LGBTQ+ students who had been taught an LGBTQ+-inclusive curriculum reported experiencing less discrimination and harassment and felt more accepted than those who had not, according to the survey.
Those who experienced discrimination were more likely to miss school, had lower GPAs, were less likely to plan to pursue post-secondary education, were more likely to be disciplined in school and had lower self-esteem and high levels of depression, according to the survey.
Forty-five percent of LGBTQ+ youth considered suicide in the past year, according to The Trevor Project. It is necessary for schools to be a safe space for LGBTQ+ students, for the sake of their access to education and their mental health.
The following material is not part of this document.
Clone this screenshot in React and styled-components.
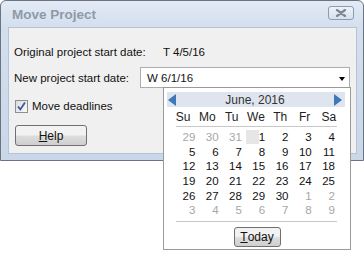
import styled, { createGlobalStyle } from 'styled-components'

const GlobalStyle = createGlobalStyle`
    body {
        margin: 0;
        background: #ffffff;
        font-family: "Liberation Sans", Arial, sans-serif;
    }
`

const weeks = [
    [[29, 1], [30, 1], [31, 1], [1, 0, 1], [2], [3], [4]],
    [[5], [6], [7], [8], [9], [10], [11]],
    [[12], [13], [14], [15], [16], [17], [18]],
    [[19], [20], [21], [22], [23], [24], [25]],
    [[26], [27], [28], [29], [30], [1, 1], [2, 1]],
    [[3, 1], [4, 1], [5, 1], [6, 1], [7, 1], [8, 1], [9, 1]],
]

const dayNames = ['Su', 'Mo', 'Tu', 'We', 'Th', 'Fr', 'Sa']

const App = () => {
    return (
        <Page>
            <GlobalStyle />
            <Window>
                <TitleBar>
                    <Title>Move Project</Title>
                    <CloseButton>
                        <svg width="12" height="8" viewBox="0 0 12 8">
                            <path d="M2 1 L10 7 M10 1 L2 7" stroke="#7d8894" strokeWidth="2.2" strokeLinecap="round" />
                        </svg>
                    </CloseButton>
                </TitleBar>
                <Client>
                    <Row>
                        <Label>Original project start date:</Label>
                        <Value>T 4/5/16</Value>
                    </Row>
                    <Row $top={5}>
                        <Label>New project start date:</Label>
                        <DateInput>
                            <span>W 6/1/16</span>
                            <DropArrow />
                            <Popup>
                                <MonthBar>
                                    <NavArrow />
                                    <MonthTitle>June, 2016</MonthTitle>
                                    <NavArrow $right />
                                </MonthBar>
                                <WeekHeader>
                                    {dayNames.map((d) => (
                                        <DayName key={d}>{d}</DayName>
                                    ))}
                                </WeekHeader>
                                <Divider $top={2} />
                                <DayGrid>
                                    {weeks.flat().map(([n, muted, today], i) => (
                                        <Day key={i} $muted={muted} $today={today}>
                                            {n}
                                        </Day>
                                    ))}
                                </DayGrid>
                                <Divider $top={3} />
                                <TodayButton>
                                    <u>T</u>oday
                                </TodayButton>
                            </Popup>
                        </DateInput>
                    </Row>
                    <CheckRow>
                        <CheckBox>
                            <svg width="11" height="11" viewBox="0 0 11 11">
                                <path d="M2 5.5 L4.3 8.5 L9 1.5" fill="none" stroke="#3d5a9c" strokeWidth="1.8" />
                            </svg>
                        </CheckBox>
                        <span>Move deadlines</span>
                    </CheckRow>
                    <HelpButton>
                        <u>H</u>elp
                    </HelpButton>
                </Client>
            </Window>
        </Page>
    )
}

const Page = styled.div`
    width: 364px;
    height: 254px;
    overflow: hidden;
`

const Window = styled.div`
    width: 364px;
    height: 161px;
    box-sizing: border-box;
    border: 1px solid #6b7480;
    border-radius: 6px 6px 0 0;
    background: linear-gradient(#e2eaf5, #d4dfee 26px, #c9d7e9);
    display: flex;
    flex-direction: column;
`

const TitleBar = styled.div`
    height: 26px;
    display: flex;
    align-items: center;
    justify-content: space-between;
    padding: 0 9px 0 11px;
`

const Title = styled.div`
    font-size: 13.5px;
    font-weight: bold;
    color: #8f9aa6;
    margin-top: 1px;
`

const CloseButton = styled.div`
    width: 24px;
    height: 12px;
    border: 1px solid #8e9cae;
    border-radius: 3px;
    background: linear-gradient(#eef3f9, #d6e0ec);
    display: flex;
    align-items: center;
    justify-content: center;
    margin-top: -2px;
`

const Client = styled.div`
    margin: 0 6px 0 7px;
    height: 127px;
    box-sizing: border-box;
    border: 1px solid #b4c3d6;
    background: #f0f0f0;
    padding: 14px 0 0 5px;
    font-size: 11.5px;
    color: #111;
`

const Row = styled.div`
    display: grid;
    grid-template-columns: 126px 210px;
    align-items: center;
    height: ${(p) => (p.$top ? 21 : 20)}px;
    margin-top: ${(p) => p.$top || 0}px;
`

const Label = styled.div`
    white-space: nowrap;
`

const Value = styled.div`
    padding-left: 23px;
`

const DateInput = styled.div`
    position: relative;
    height: 21px;
    box-sizing: border-box;
    border: 1px solid #abadb3;
    background: #fff;
    display: flex;
    align-items: center;
    justify-content: space-between;
    padding: 0 4px 0 6px;
`

const DropArrow = styled.div`
    width: 0;
    height: 0;
    border-left: 3.5px solid transparent;
    border-right: 3.5px solid transparent;
    border-top: 4px solid #000;
    margin-top: 2px;
`

const Popup = styled.div`
    position: absolute;
    left: 22px;
    top: 19px;
    width: 188px;
    box-sizing: border-box;
    border: 1px solid #9a9a9a;
    background: #fff;
    padding-bottom: 2px;
    display: flex;
    flex-direction: column;
    z-index: 2;
`

const MonthBar = styled.div`
    margin: 4px 0 0 3px;
    width: 178px;
    height: 15px;
    background: #dfe5ee;
    display: flex;
    align-items: center;
    justify-content: space-between;
`

const NavArrow = styled.div`
    width: 0;
    height: 0;
    border-top: 6px solid transparent;
    border-bottom: 6px solid transparent;
    ${(p) => (p.$right ? 'border-left: 8px solid #3f77b8; margin-right: 3px;' : 'border-right: 8px solid #3f77b8; margin-left: 1px;')}
`

const MonthTitle = styled.div`
    font-size: 12px;
    color: #333;
`

const WeekHeader = styled.div`
    margin: 3px 0 0 7px;
    width: 170px;
    height: 14px;
    display: grid;
    grid-template-columns: repeat(7, 1fr);
    align-items: center;
`

const DayName = styled.div`
    text-align: center;
    font-size: 12px;
    color: #222;
`

const Divider = styled.div`
    margin: ${(p) => p.$top}px 0 0 12px;
    width: 161px;
    height: 1px;
    background: #c8c8c8;
`

const DayGrid = styled.div`
    margin: 3px 0 0 8px;
    width: 163px;
    display: grid;
    grid-template-columns: repeat(7, 1fr);
    grid-auto-rows: 14.67px;
    align-items: center;
`

const Day = styled.div`
    text-align: right;
    font-size: 11.5px;
    line-height: 14.67px;
    color: ${(p) => (p.$muted ? '#a6a6a6' : '#111')};
    background: ${(p) => (p.$today ? 'linear-gradient(#e6e6e6, #e6e6e6) no-repeat 4px 0 / 13px 14px' : 'none')};
`

const TodayButton = styled.div`
    align-self: center;
    margin-top: 5px;
    width: 47px;
    height: 20px;
    box-sizing: border-box;
    border: 1px solid #707070;
    border-radius: 3px;
    background: linear-gradient(#f2f2f2 45%, #dcdcdc 55%, #cfcfcf);
    font-size: 12px;
    color: #111;
    display: flex;
    align-items: center;
    justify-content: center;
`

const CheckRow = styled.div`
    display: flex;
    align-items: center;
    gap: 4px;
    margin: 11px 0 0 1px;
    height: 14px;
`

const CheckBox = styled.div`
    width: 13px;
    height: 13px;
    box-sizing: border-box;
    border: 1px solid #8e8f8f;
    background: linear-gradient(135deg, #dcdcdc, #fafafa);
    display: flex;
    align-items: center;
    justify-content: center;
`

const HelpButton = styled.div`
    margin: 12px 0 0 1px;
    width: 72px;
    height: 21px;
    box-sizing: border-box;
    border: 1px solid #707070;
    border-radius: 3px;
    background: linear-gradient(#f2f2f2 45%, #dcdcdc 55%, #cfcfcf);
    display: flex;
    align-items: center;
    justify-content: center;
    font-size: 12px;
`

export default App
While it may not be feasible for policymakers to avoid education policy altogether, as it is a large part of what governments do, there are ways to ensure that policies will benefit students.
Both those who are making policies and people who are voting for them should do the research to learn the actual meaning of the policies they are trying to implement, and what the impacts on education will be.
Teachers are fighting back against policies that are controlling what they can teach, and are tired of having their autonomy stripped from them and the full picture held from their students, according to a July 28, 2022 article from the National Education Association.
Sixty-one percent of principals and 37% of teachers reported being harassed due to pandemic policies and teaching about racism in only the first few months of the 2021-22 school year, according to an Aug 27. 2022 Huffington Post article.
Thousands of teaching positions have also opened up without people to fill them in states where education is being attacked, according to the article.
So many of these educators are furious about the future of education that policymakers are attempting to create, according to the article.
Policymakers should consider consulting people with education experience on what will help or hurt students.
Policymakers should read the latest educational literature by experts in the field to determine the best practice in schools, or research mental health data to determine the potential impacts of the policy they are looking to create.
Additionally, voters should think about the potential impacts on their own children—if their child was gay or Black, how would these policies affect them? Would these laws be creating a school that they feel safe and welcome in, or one they can’t wait to leave every day?
All education policies should be focused on helping children. It is morally wrong to twist the actual meaning of words to fit an agenda that will hurt the lives and well-being of children.